Gunung api, lanjutnya, jika akan meletus dapat diamati dari kegempaan. Gunung ini acapkali erupsi, tetapi tidak didahului gempa vulkanik.
“Yang terjadi kemarin hanya gempa hembusan, yang lebih banyak disebabkan gas. Beberapa terakhir ini kita pantau kondisinya, masih naik turun.”
Sejauh ini, tambah Nia, tingkat ancaman masih di dalam kawah. Oleh karena itu, peningkatan status belum diperlukan, kecuali ke depannya ada potensi erupsi lebih besar. “Kami masih melakukan evaluasi untuk memastikan statusnya meningkat atau menurun,” ujarnya.
Pantuan Mongabay-Indonesia, PVMBG mengumumkan Gunung Tangkuban Parahu yang masuk wilayah Kabupaten Bandung Barat ini sudah normal.
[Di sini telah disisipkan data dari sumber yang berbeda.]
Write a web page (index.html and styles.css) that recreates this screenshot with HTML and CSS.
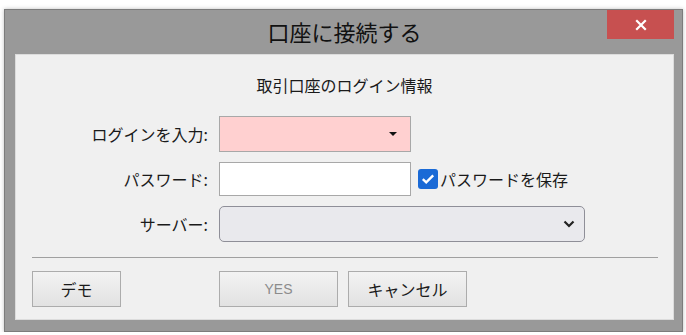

Tidak lagi erupsi hingga Sabtu [27/7/2019] pagi, pukul 09.00 WIB. Aktivitas erupsi sudah menurun, meskipun masih terjadi gempa tremor.

Sejarah panjang
Dikutip dari Buku Bandung Purba karya T. Bachtiar, catatan tertua yang ditulis Franz Wilhelm Junghuhn, berjudul Perjalanan Topografi dan Ilmiah Melintasi Java, Tangkuban Parahu mengalami erupsi tahun 1829. Ketika itu, letusan abu terus-menerus berasal dari pusat erupsi Kawah Ratu dan Kawah Domas. Lalu, pada 1846 terjadi erupsi di Kawah Ratu.
Tahun 1896 terjadi letusan freatik, dan terbentuknya Kawah Baru di sebelah utara Kawah Badak. Tahun 1910, erupsi cukup besar di Kawah Ratu menghasilkan skorea dan abu. Kemudian, 1952 hingga saat ini, Tangkuban Parahu tidak pernah menunjukkan erupsi besar, kecuali erupsi abu tanpa diikuti leleran lava, awan panas, ataupun lontaran batu pijar. Tidak ada juga catatan bahwa erupsi gunung ini menyebabkan korban jiwa. kondisinya dalam keadaan aktif normal.

Tangkuban Parahu merupakan objek geologi yang sejarahnya menarik untuk dikaji. Gunung ini menjadi bagian budaya masyarakat Sunda sejak lama. Terikat erat dengan legenda Sangkuriang. Perpaduan pesona alam dan mudahnya akses membuat Tangkuban Parahu menjadi ikon wisata Jawa Barat.
“Sebetulnya, bahaya erupsi gunung api tidak berada pada gunungnya. Tetapi pada banyak atau tidaknya masyarakat di area gunung api tersebut,” tandas Nia.